start RECORDED DATA

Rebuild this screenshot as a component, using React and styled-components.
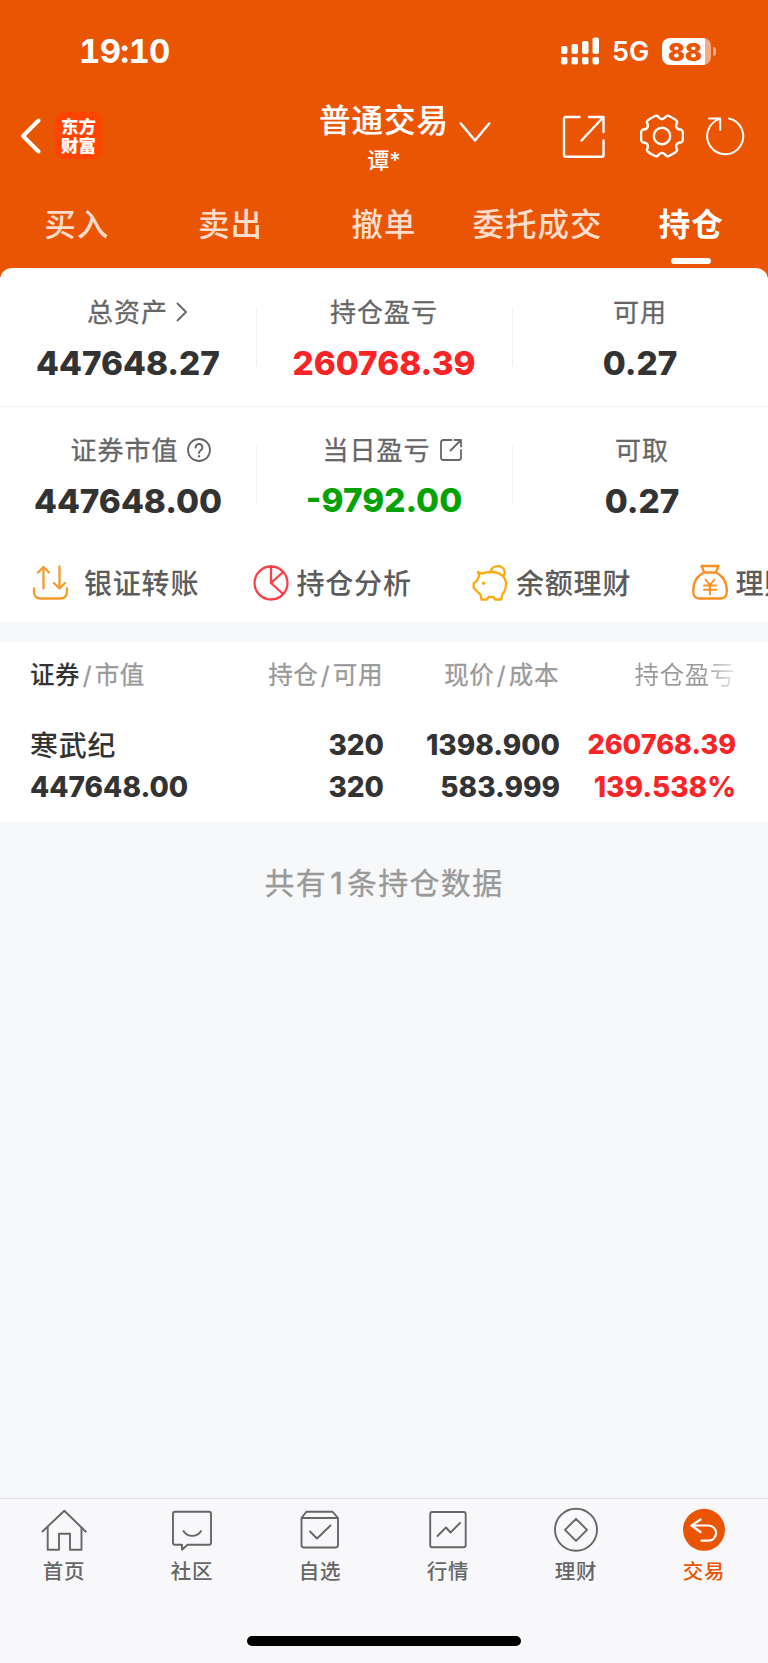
import React from "react";
import styled, { createGlobalStyle } from "styled-components";

const orange = "#ea5504";
const cjk = `"Noto Sans CJK SC", sans-serif`;
const latin = `Inter, "Noto Sans CJK SC", sans-serif`;

const tabs = ["买入", "卖出", "撤单", "委托成交", "持仓"];

const assets = [
  { label: "总资产", value: "447648.27", icon: "arrow", shift: 19 },
  { label: "持仓盈亏", value: "260768.39", color: "#fa2426" },
  { label: "可用", value: "0.27" },
];

const market = [
  { label: "证券市值", value: "447648.00", icon: "help", shift: 25 },
  { label: "当日盈亏", value: "-9792.00", icon: "share", shift: 17, color: "#04a204", lift: 1 },
  { label: "可取", value: "0.27", nudge: 4 },
];

const navItems = [
  { label: "首页", icon: "home" },
  { label: "社区", icon: "chat" },
  { label: "自选", icon: "box" },
  { label: "行情", icon: "chart" },
  { label: "理财", icon: "diamond" },
  { label: "交易", icon: "trade", active: true },
];

// one tooth of the gear, turned six times round the centre
const gearPath = [0, 60, 120, 180, 240, 300]
  .map((deg, i) => {
    const a = (deg * Math.PI) / 180;
    const p = (x, y) =>
      `${(22 + x * Math.cos(a) - y * Math.sin(a)).toFixed(2)} ${(22 + x * Math.sin(a) + y * Math.cos(a)).toFixed(2)}`;
    return `${i ? "L" : "M"}${p(19.6, -6.2)}Q${p(20.8, -5.2)} ${p(20.8, -4)}Q${p(21.2, 0)} ${p(20.8, 4)}Q${p(20.8, 5.2)} ${p(19.6, 6.2)}Q${p(11.8, 6.8)} ${p(15.17, 13.87)}`;
  })
  .join("") + "Z";

const labelIcons = {
  arrow: (
    <svg width="12" height="20" viewBox="0 0 12 20">
      <path d="M1.5 1.5 10 10l-8.500 8.500" />
    </svg>
  ),
  help: (
    <svg width="24" height="24" viewBox="0 0 24 24">
      <circle cx="12" cy="12" r="11" />
      <path d="M8.600 9.400a3.400 3.400 0 1 1 5.500 2.600c-1.300 1-2.100 1.500-2.100 3" strokeWidth="2" />
      <path d="M12 18v.5" strokeWidth="2.200" />
    </svg>
  ),
  share: (
    <svg width="24" height="24" viewBox="0 0 24 24">
      <path d="M12.500 2H4.500Q2 2 2 4.500v15Q2 22 4.500 22h15q2.500 0 2.500-2.500V12M15.500 2H22v6.500M22 2 11.500 12.500" />
    </svg>
  ),
};

const navIcons = {
  home: (
    <>
      <path d="M1.500 22.500 23.300 1.700l21.500 21" />
      <path d="M6.700 18.500v22.200H18V24.700h11v16h11.500V18.500" />
    </>
  ),
  chat: (
    <>
      <path d="M6 2.700h34q2 0 2 2v29q0 2-2 2H18.500l-5.500 5v-5H6q-2 0-2-2v-29q0-2 2-2z" />
      <path d="M14.500 22c4 6.500 13.500 6.500 17.500 0" />
    </>
  ),
  box: (
    <>
      <path d="M4.500 9 9.500 2.700h26L41 9M4.500 9v27q0 2.500 2.500 2.500h31.500Q41 38.500 41 36V9z" />
      <path d="m13 22.500 7 7L33.500 16.500" />
    </>
  ),
  chart: (
    <>
      <rect x="5.200" y="3" width="35.500" height="35.300" rx="2" />
      <path d="m12.500 27 8.500-8.500 4.500 5 9.500-9.500" />
    </>
  ),
  diamond: (
    <>
      <circle cx="23" cy="20.800" r="21" />
      <path d="m23 9.800 11 11-11 11-11-11z" />
    </>
  ),
  trade: (
    <>
      <circle cx="23" cy="20.800" r="21" fill={orange} stroke="none" />
      <path d="M19.500 10.500 10.500 16.500l9 6.500M10.500 16.500h17a7.500 7.500 0 0 1 0 15.200H20.500" stroke="#fff" strokeWidth="2.200" />
    </>
  ),
};

const Stat = ({ label, value, icon, shift, color, lift, nudge }) => (
  <StatCell $nudge={nudge}>
    <StatLabel $shift={shift}>
      {label}
      {icon && labelIcons[icon]}
    </StatLabel>
    <StatValue $color={color} $lift={lift}>{value}</StatValue>
  </StatCell>
);

export default function App() {
  return (
    <>
      <GlobalStyle />
      <Page>
        <Header>
          <StatusBar>
            <Time>19:10</Time>
            <Signal width="39" height="28" viewBox="0 0 39 28">
              <rect x="0" y="9" width="6.500" height="8" rx="2" />
              <rect x="10.500" y="7" width="6.500" height="10" rx="2" />
              <rect x="21" y="4" width="6.500" height="13" rx="2" />
              <rect x="31.500" y="0.500" width="6.500" height="16.500" rx="2" />
              <rect x="0" y="20" width="6.500" height="7.500" rx="2" />
              <rect x="10.500" y="20" width="6.500" height="7.500" rx="2" />
              <rect x="21" y="20" width="6.500" height="7.500" rx="2" />
              <rect x="31.500" y="20" width="6.500" height="7.500" rx="2" />
            </Signal>
            <Network>5G</Network>
            <Battery>88</Battery>
            <BatteryTip />
          </StatusBar>
          <TitleBar>
            <BackIcon width="22" height="36" viewBox="0 0 22 36">
              <path d="M18.500 2.500 3 18l15.500 15.500" />
            </BackIcon>
            <Logo>
              <span>东方</span>
              <span>财富</span>
            </Logo>
            <TitleBlock>
              <Title>普通交易</Title>
              <SubTitle>谭*</SubTitle>
            </TitleBlock>
            <Chevron width="32" height="22" viewBox="0 0 32 22">
              <path d="M1.800 2.500 16 19.500 30.200 2.500" />
            </Chevron>
            <Actions>
              <svg width="44" height="44" viewBox="0 0 44 44">
                <path d="M17.500 2H4Q2 2 2 4v36q0 1.800 2 1.800h36q1.500 0 1.500-1.500V25.500M27 2h14.500v15M41 2.500 19.500 25.500" />
              </svg>
              <svg width="44" height="44" viewBox="0 0 44 44">
                <path d={gearPath} />
                <circle cx="22" cy="22" r="8.200" />
              </svg>
              <svg width="40" height="40" viewBox="0 0 40 40">
                <path d="M24 2.600A18 18 0 1 1 15.200 2.900M4 2.600h11.200v11.500" strokeWidth="2" />
              </svg>
            </Actions>
          </TitleBar>
          <Tabs>
            {tabs.map((tab, i) => (
              <Tab key={tab} $active={i === tabs.length - 1}>{tab}</Tab>
            ))}
          </Tabs>
        </Header>

        <Card>
          <StatRow>
            {assets.map((item) => <Stat key={item.label} {...item} />)}
          </StatRow>
          <StatRow>
            {market.map((item) => <Stat key={item.label} {...item} />)}
          </StatRow>
          <Shortcuts>
            <Shortcut $gap={14}>
              <svg width="38" height="38" viewBox="0 0 38 38" stroke="#f59a2c">
                <path d="M2 24.500v3Q2 34.500 9 34.500h18.500q7.500 0 7.500-7v-3M11.500 24.500V3M6 8.500 11.500 3l5.500 5.500M27.500 2.500v22M22 19l5.500 5.500L33 19" />
              </svg>
              银证转账
            </Shortcut>
            <Shortcut $gap={7}>
              <svg width="38" height="38" viewBox="0 0 38 38" stroke="#fc4048">
                <circle cx="19" cy="19" r="16.500" />
                <path d="M19 2.500V19l11.500 10.500M19 19 31 8" />
              </svg>
              持仓分析
            </Shortcut>
            <Shortcut $gap={7}>
              <svg width="38" height="38" viewBox="0 0 38 38" stroke="#fca90c">
                <path d="M7 8q2.500 1.500 4.500 1.500C14 8.200 16 8 20 8c9.500 0 15 5 15 12 0 4.500-1.200 7.500-3.500 10.300l-1.300 5.200H24l-1.500-2.500h-5L16 35.500h-5.500l-1-5-3-2.700L2.700 24v-4.800L6 16.700Q6.500 14 8.300 12z" />
                <path d="M19.500 7.800c1.500-8 14.200-7.500 14.200.7q0 1.500-1 2.800" />
                <circle cx="12.600" cy="19.300" r="1.700" fill="#fca90c" stroke="none" />
              </svg>
              余额理财
            </Shortcut>
            <Shortcut $gap={7}>
              <svg width="38" height="38" viewBox="0 0 38 38" stroke="#fb8d22">
                <path d="M10.500 2h17l-2.700 6.500H13.200zM13.200 8.500C5.500 12 2.200 19.500 2.200 27c0 5 2.200 7.500 6 7.500h21.600c3.800 0 6-2.500 6-7.500 0-7.500-3.300-15-11-18.500z" />
                <path d="m14.500 15.500 4.500 5.500 4.500-5.500M19 21v9.500M13 21.500h12M13 25.800h12" strokeWidth="1.900" />
              </svg>
              理财
            </Shortcut>
          </Shortcuts>
        </Card>

        <Holdings>
          <TableHead>
            <HeadCell $first><b>证券</b><i>/</i>市值</HeadCell>
            <HeadCell>持仓<i>/</i>可用</HeadCell>
            <HeadCell>现价<i>/</i>成本</HeadCell>
            <HeadCell $fade>持仓盈亏</HeadCell>
          </TableHead>
          <TableRow>
            <Cell $first><StockName>寒武纪</StockName><span>447648.00</span></Cell>
            <Cell><span>320</span><span>320</span></Cell>
            <Cell><span>1398.900</span><span>583.999</span></Cell>
            <Cell $up><Profit>260768.39</Profit><span>139.538%</span></Cell>
          </TableRow>
        </Holdings>

        <Summary>共有<em>1</em>条持仓数据</Summary>

        <BottomNav>
          <NavList>
            {navItems.map(({ label, icon, active }) => (
              <NavItem key={label} $active={active}>
                <svg width="46" height="43" viewBox="0 0 46 43">{navIcons[icon]}</svg>
                {label}
              </NavItem>
            ))}
          </NavList>
          <HomeBar />
        </BottomNav>
      </Page>
    </>
  );
}

const GlobalStyle = createGlobalStyle`
  * {
    box-sizing: border-box;
  }

  body {
    margin: 0;
    background: #f7f8fa;
  }

  svg {
    display: block;
    flex: none;
    fill: none;
    stroke-linecap: round;
    stroke-linejoin: round;
  }
`;

const Page = styled.div`
  display: flex;
  flex-direction: column;
  width: 768px;
  height: 1663px;
  overflow: hidden;
  font-family: ${cjk};
  font-weight: 500;
  background: #f7f8fa;
`;

const Header = styled.header`
  height: 280px;
  flex: none;
  color: #fff;
  background: ${orange};
`;

const StatusBar = styled.div`
  display: flex;
  align-items: center;
  height: 102px;
  padding-left: 79px;
  font-family: ${latin};
`;

const Time = styled.div`
  width: 482px;
  font-size: 33px;
  font-variant-numeric: tabular-nums;
  font-weight: 700;
  line-height: 40px;
  letter-spacing: -0.7px;
`;

const Signal = styled.svg`
  fill: #fff;
`;

const Network = styled.div`
  width: 50px;
  margin-left: 12px;
  padding-top: 2px;
  font-size: 27px;
  font-weight: 600;
  line-height: 30px;
`;

const Battery = styled.div`
  width: 49px;
  height: 27px;
  border-radius: 8px;
  background: linear-gradient(90deg, #fff 43px, #f5aa82 43px);
  color: ${orange};
  font-size: 25px;
  font-weight: 900;
  line-height: 28px;
  padding-left: 6px;
`;

const BatteryTip = styled.div`
  width: 3px;
  height: 9px;
  margin-left: 2px;
  border-radius: 0 3px 3px 0;
  background: #f5aa82;
`;

const TitleBar = styled.div`
  display: flex;
  height: 83px;
`;

const BackIcon = styled.svg`
  margin: 16px 0 0 20px;
  stroke: #fff;
  stroke-width: 4;
`;

const Logo = styled.div`
  display: flex;
  flex-direction: column;
  align-items: center;
  width: 47px;
  height: 47px;
  margin: 10px 0 0 13px;
  padding-top: 4px;
  border-radius: 9px;
  background: #ff4301;
  font-size: 17.500px;
  font-weight: 900;
  line-height: 19px;
`;

const TitleBlock = styled.div`
  width: 132px;
  margin-left: 216px;
  text-align: center;
`;

const Title = styled.div`
  margin-top: -2px;
  font-size: 31.500px;
  line-height: 36px;
  letter-spacing: 1px;
  white-space: nowrap;
  -webkit-text-stroke: 0.2px;
`;

const SubTitle = styled.div`
  margin-top: 11px;
  font-family: ${latin};
  font-size: 22px;
  line-height: 26px;
`;

const Chevron = styled.svg`
  margin: 19px 0 0 9px;
  stroke: #fff;
  stroke-width: 2.500;
`;

const Actions = styled.div`
  display: flex;
  margin: 13px 0 0 71px;
  stroke: #fff;
  stroke-width: 2.400;

  svg:nth-child(2) {
    margin: -1px 0 0 34px;
  }

  svg:nth-child(3) {
    margin: 1px 0 0 21px;
  }
`;

const Tabs = styled.nav`
  display: grid;
  grid-template-columns: repeat(5, 1fr);
`;

const Tab = styled.div`
  display: flex;
  flex-direction: column;
  align-items: center;
  height: 79px;
  padding-top: 16px;
  color: ${({ $active }) => ($active ? "#fff" : "#fcdccb")};
  font-size: 31.500px;
  font-weight: ${({ $active }) => ($active ? 700 : 500)};
  line-height: 42px;
  letter-spacing: 1px;

  &::after {
    content: "";
    width: 40px;
    height: 6px;
    margin-top: 15px;
    border-radius: 3px;
    background: ${({ $active }) => ($active ? "#fff" : "transparent")};
  }
`;

const Card = styled.section`
  height: 354px;
  flex: none;
  margin-top: -12px;
  border-radius: 12px 12px 0 0;
  background: #fff;
  overflow: hidden;
`;

const StatCell = styled.div`
  display: flex;
  flex-direction: column;
  align-items: center;
  padding: 25px 0 0 ${({ $nudge }) => $nudge || 0}px;

  & + & {
    background: linear-gradient(#f1f1f1, #f1f1f1) no-repeat left 39px / 1px 59px;
  }
`;

const StatRow = styled.div`
  display: grid;
  grid-template-columns: repeat(3, 256px);
  height: 138px;

  & + & {
    border-top: 1px solid #f0f0f0;
  }

  & + & ${StatCell} {
    padding-top: 24px;
  }
`;

const StatLabel = styled.div`
  display: flex;
  align-items: center;
  gap: 8px;
  height: 36px;
  padding-left: ${({ $shift }) => $shift || 0}px;
  color: #666;
  font-size: 26px;
  font-weight: 400;
  letter-spacing: 1px;
  line-height: 36px;
  white-space: nowrap;
  -webkit-text-stroke: 0.3px;

  svg {
    margin-top: 2px;
    stroke: #666;
    stroke-width: 1.800;
  }
`;

const StatValue = styled.div`
  margin-top: ${({ $lift }) => 14 - ($lift || 0)}px;
  color: ${({ $color }) => $color || "#333"};
  font-family: ${latin};
  font-size: 33.300px;
  font-weight: 800;
  line-height: 40px;
`;

const Shortcuts = styled.div`
  display: flex;
  width: 768px;
  height: 76px;
  padding: 0 0 0 32px;
`;

const Shortcut = styled.div`
  display: flex;
  flex: none;
  align-items: center;
  gap: ${({ $gap }) => $gap}px;
  width: 219.500px;
  color: #5c5c5c;
  font-size: 28px;
  letter-spacing: 0.8px;
  line-height: 40px;
  white-space: nowrap;

  svg {
    margin-top: 2px;
    stroke-width: 2.300;
  }
`;

const Holdings = styled.section`
  height: 180px;
  flex: none;
  margin-top: 20px;
  padding-left: 30px;
  background: #fff;
`;

const TableHead = styled.div`
  display: grid;
  grid-template-columns: 177px 176px 176px 176px;
  height: 82px;
  padding-top: 14px;
`;

const HeadCell = styled.div`
  color: #999;
  font-size: 24.500px;
  font-weight: 400;
  line-height: 36px;
  letter-spacing: 0.6px;
  text-align: ${({ $first }) => ($first ? "left" : "right")};
  white-space: nowrap;
  -webkit-text-stroke: 0.3px;

  b {
    color: #333;
    font-weight: 500;
    -webkit-text-stroke: 0;
  }

  i {
    margin: 0 2.500px;
    font-family: ${latin};
    font-style: normal;
  }

  ${({ $fade }) => $fade && `
    color: transparent;
    background: linear-gradient(90deg, #999 145px, #e8e8e8 176px);
    background-clip: text;
    -webkit-text-stroke: 0;
  `}
`;

const TableRow = styled(TableHead)`
  height: auto;
  padding: 0;
`;

const Cell = styled.div`
  display: flex;
  flex-direction: column;
  align-items: ${({ $first }) => ($first ? "flex-start" : "flex-end")};
  margin-right: -1px;
  color: ${({ $up }) => ($up ? "#fa2426" : "#333")};
  font-family: ${latin};
  font-size: 28px;
  font-weight: 800;
  line-height: 42px;
`;

const Profit = styled.span`
  font-size: 27px;
`;

const StockName = styled.span`
  margin: -1px 0 1px;
  font-family: ${cjk};
  font-size: 28px;
  font-weight: 500;
  letter-spacing: 0.8px;
`;

const Summary = styled.div`
  padding-top: 37px;
  color: #999;
  font-size: 30px;
  font-weight: 400;
  line-height: 44px;
  letter-spacing: 1.300px;
  text-align: center;
  -webkit-text-stroke: 0.3px;

  em {
    margin: 0 3px;
    font-family: ${latin};
    font-style: normal;
    font-weight: 500;
  }
`;

const BottomNav = styled.footer`
  display: flex;
  flex-direction: column;
  align-items: center;
  height: 165px;
  flex: none;
  margin-top: auto;
  border-top: 1px solid #e2e2e4;
  background: #f8f8fb;
`;

const NavList = styled.nav`
  display: grid;
  grid-template-columns: repeat(6, 128px);
`;

const NavItem = styled.div`
  display: flex;
  flex-direction: column;
  align-items: center;
  gap: 4px;
  padding-top: 10px;
  color: ${({ $active }) => ($active ? orange : "#666")};
  font-size: 20.500px;
  line-height: 28px;
  letter-spacing: 0.8px;

  svg {
    stroke: #666;
    stroke-width: 1.900;
    overflow: visible;
  }
`;

const HomeBar = styled.div`
  width: 274px;
  height: 10px;
  margin-top: 52px;
  border-radius: 5px;
  background: #000;
`;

end RECORDED DATA

- INSTRUCTIONS TO FOLLOW
Counting only lines of the data above that hold "components", report the total and nothing else.

- RESPONSE
2